Investigating and researching a different paradigm for gathering user input via the micro task market, for example, AMT at low cost but at rapid speed which is vital because this can substantially improve the platform. However, special care needs to be taken during task formulation in order to leverage the capabilities of user studies as in, it’s important to have questions or tasks which are explicitly verifiable, honest efforts would yield better productivity for the turker than spamming through the task and enforce many levels of filter or trickle mechanisms to auto-detect fraud responses but even then, ecological validity cannot be ensured.
The foundations of the platform are lacking certain structural functionalities like scaling up, managing complex API’s (application programming interfaces), controlling execution time and ensuring tasking formation or completion quality. The suggested approaches include – a better interface (to reduce overheads, transaction costs), worker reputation system (to prevent rejection of genuinely completed tasks by having qualifications tests, keeping track of history, disconnect payment and ratings), trustworthiness guarantee (slaves have the freedom to choose their masters), and improved search mechanisms (following the power law) – in order to tackle the above mentioned problems.

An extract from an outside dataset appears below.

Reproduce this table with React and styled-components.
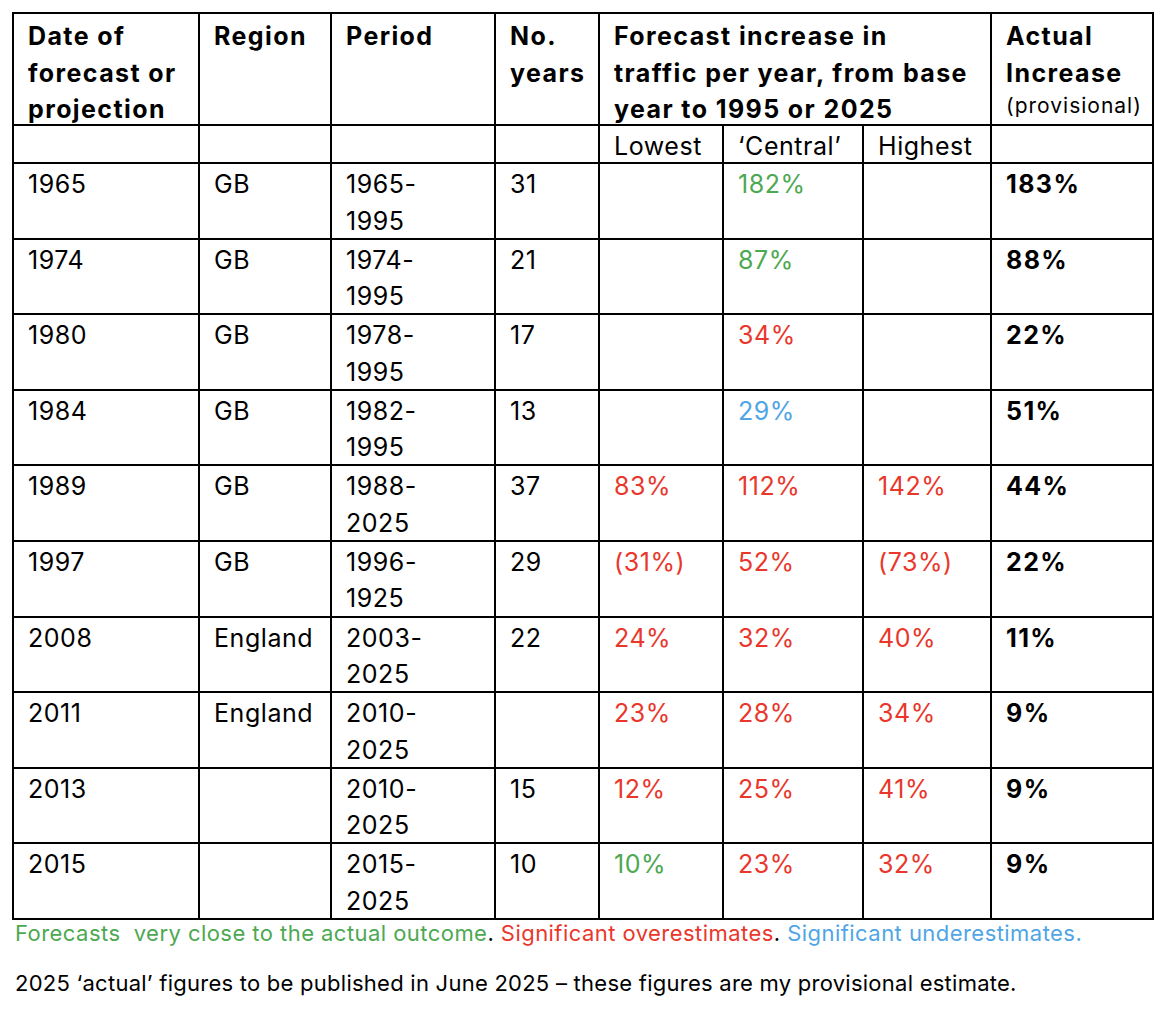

The idea is to embed turkers in an interactive environment to support complex cognition and manipulation tasks on demand. So, Soylent, a word processing interface that leverages crowds for proofreading, document shortening, editing/commenting tasks, was developed and it consists of three main components - Shortn (text shortening service that typically reduces the length to 85%), Crowdproof (human powered spell checker and also suggests fixes) and Human Macro (interface for offloading arbitrary word processing tasks).